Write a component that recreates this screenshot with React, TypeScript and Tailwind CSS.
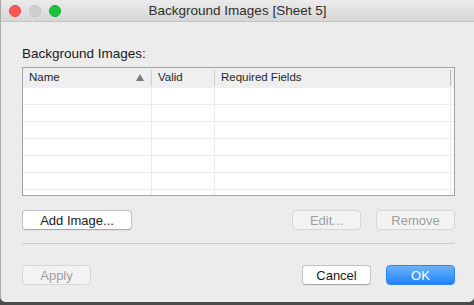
import React from 'react';

const FONT = { fontFamily: '"Liberation Sans", Arial, sans-serif' };

const columns = [
  { label: 'Name', width: 'w-[129px]', sorted: true },
  { label: 'Valid', width: 'w-[63px]', sorted: false },
  { label: 'Required Fields', width: 'flex-1', sorted: false },
];

const ROWS = 7;

const Button: React.FC<{ label: string; disabled?: boolean; primary?: boolean; className?: string }> = ({
  label,
  disabled,
  primary,
  className = '',
}) => {
  if (primary) {
    return (
      <button
        className={`h-[20px] rounded-[4px] border border-[#2f86f5] bg-gradient-to-b from-[#6bb2fb] to-[#1a82fb] text-[13px] leading-none text-white ${className}`}
      >
        {label}
      </button>
    );
  }
  return (
    <button
      disabled={disabled}
      className={`h-[20px] rounded-[4px] border text-[13px] leading-none ${
        disabled
          ? 'border-[#d6d6d6] bg-[#f3f3f3] text-[#9e9e9e]'
          : 'border-[#c2c2c2] border-b-[#aaaaaa] bg-white text-[#1a1a1a] shadow-[0_0.5px_0_rgba(0,0,0,0.1)]'
      } ${className}`}
    >
      {label}
    </button>
  );
};

const App: React.FC = () => {
  return (
    <div className="w-[474px] h-[305px] bg-[#4b4b4b] overflow-hidden" style={FONT}>
      <div className="h-[302px] flex flex-col bg-[#ececec] border-l border-[#a9a9a9] rounded-b-[5px] overflow-hidden">
        {/* Title bar */}
        <div className="h-[22px] shrink-0 grid grid-cols-[1fr_auto_1fr] items-center border-b border-[#c5c5c5] bg-gradient-to-b from-[#ebebeb] to-[#d6d6d6]">
          <div className="flex items-center gap-[8px] pl-[8px]">
            <span className="w-[12px] h-[12px] rounded-full bg-[#fc5753] border border-[#df4744]" />
            <span className="w-[12px] h-[12px] rounded-full bg-[#d0d0d0] border border-[#c4c4c4]" />
            <span className="w-[12px] h-[12px] rounded-full bg-[#1ac337] border border-[#16a82f]" />
          </div>
          <div className="text-[13.5px] text-[#2e2e2e] leading-none">Background Images [Sheet 5]</div>
          <div />
        </div>

        {/* Content */}
        <div className="flex-1 flex flex-col pl-[21px] pr-[19px]">
          <div className="mt-[24px] text-[13.5px] leading-[16px] text-[#1a1a1a]">Background Images:</div>

          {/* Table */}
          <div className="mt-[5px] h-[129px] border border-[#a3a3a3] bg-white flex flex-col overflow-hidden">
            <div className="h-[20px] shrink-0 flex bg-[#efefef]">
              {columns.map((c, i) => (
                <div key={c.label} className={`${c.width} relative flex items-center pl-[6px] text-[11.5px] text-[#262626]`}>
                  <span>{c.label}</span>
                  {c.sorted && (
                    <svg className="absolute right-[8px] top-[6px]" width="8" height="7" viewBox="0 0 8 7">
                      <path d="M4 0 L8 7 L0 7 Z" fill="#7a7a7a" />
                    </svg>
                  )}
                  <span
                    className={`absolute right-0 top-[2px] bottom-[2px] w-px ${i === columns.length - 1 ? 'mr-[3px] bg-[#b8b8b8]' : 'bg-[#cfcfcf]'}`}
                  />
                </div>
              ))}
            </div>
            <div className="flex-1 overflow-hidden">
              {Array.from({ length: ROWS }).map((_, r) => (
                <div key={r} className="h-[17px] flex border-b border-[#ebebeb]">
                  <div className="w-[129px] border-r border-[#ebebeb]" />
                  <div className="w-[63px] border-r border-[#ebebeb]" />
                  <div className="flex-1 mr-[3px] border-r border-[#ebebeb]" />
                </div>
              ))}
            </div>
          </div>

          {/* Table actions */}
          <div className="mt-[14px] flex items-center">
            <Button label="Add Image..." className="w-[110px]" />
            <div className="flex-1" />
            <Button label="Edit..." disabled className="w-[69px]" />
            <Button label="Remove" disabled className="w-[79px] ml-[15px]" />
          </div>

          <div className="mt-[13px] h-px bg-[#cdcdcd]" />

          {/* Dialog buttons */}
          <div className="mt-[21px] flex items-center">
            <Button label="Apply" disabled className="w-[69px]" />
            <div className="flex-1" />
            <Button label="Cancel" className="w-[69px]" />
            <Button label="OK" primary className="w-[69px] ml-[15px]" />
          </div>
        </div>
      </div>
    </div>
  );
};

export default App;
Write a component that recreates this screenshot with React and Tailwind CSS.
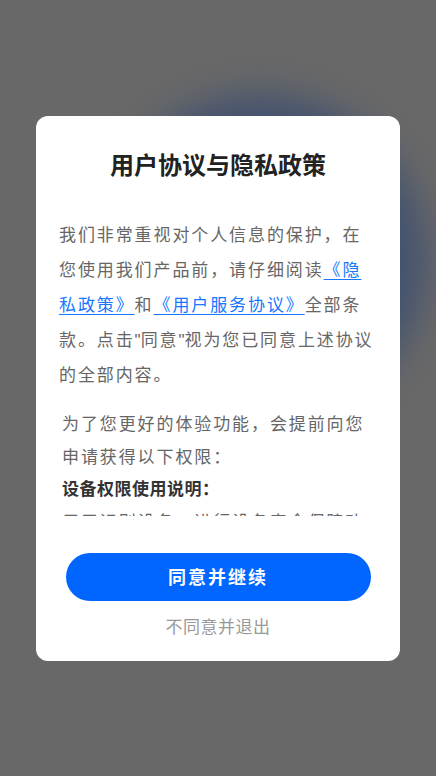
import React from "react";

export default function App() {
  const q = "font-['Liberation_Sans',sans-serif] tracking-[0px] leading-none";
  return (
    <div className="relative w-[436px] h-[776px] overflow-hidden bg-[#686868] flex items-center justify-center font-['Noto_Sans_CJK_SC','Noto_Sans',sans-serif]">
      <div className="absolute left-[95px] top-[95px] w-[330px] h-[330px] rounded-full bg-[#2a4375] opacity-60 blur-[18px]" />
      <div className="relative w-[364px] h-[545px] bg-white rounded-xl flex flex-col">
        <h1 className="pt-[32px] text-center text-[24px] leading-[32px] font-semibold text-[#222]">
          用户协议与隐私政策
        </h1>
        <div className="mt-[36px] h-[300px] overflow-hidden pl-[23px] pr-[21px] text-[17px] text-[#666]">
          <p className="leading-[35px] tracking-[1.9px]">
            我们非常重视对个人信息的保护，在您使用我们产品前，请仔细阅读
            <span className="text-[#1677ff] underline underline-offset-[3px]">《隐私政策》</span>
            和
            <span className="text-[#1677ff] underline underline-offset-[3px]">《用户服务协议》</span>
            全部条款。点击<span className={q}>"</span>同意<span className={q}>"</span>视为您已同意上述协议的全部内容。
          </p>
          <p className="mt-[15px] pl-[3px] leading-[33px] tracking-[1.9px]">
            为了您更好的体验功能，会提前向您申请获得以下权限：
          </p>
          <p className="pl-[3px] leading-[32px] tracking-[0.5px] font-bold text-[#333]">
            设备权限使用说明：
          </p>
          <p className="pl-[3px] leading-[33px] tracking-[1.9px]">
            用于识别设备，进行设备安全保障功能，保障您的账号安全。
          </p>
        </div>
        <button className="mx-auto mt-[37px] w-[305px] h-[48px] rounded-full bg-[#0066ff] text-white text-[18px] font-bold tracking-[2px]">
          同意并继续
        </button>
        <div className="mt-[13px] text-center text-[17px] leading-[24px] tracking-[0.5px] text-[#999]">
          不同意并退出
        </div>
      </div>
    </div>
  );
}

==*==

■ **EXERCISE INSTRUCTIONS**: Using the listing above, list every line in which the string "component" occurs.

■ **THE RESPONSE**:
Write a component that recreates this screenshot with React, TypeScript and Tailwind CSS.
Write a component that recreates this screenshot with React and Tailwind CSS.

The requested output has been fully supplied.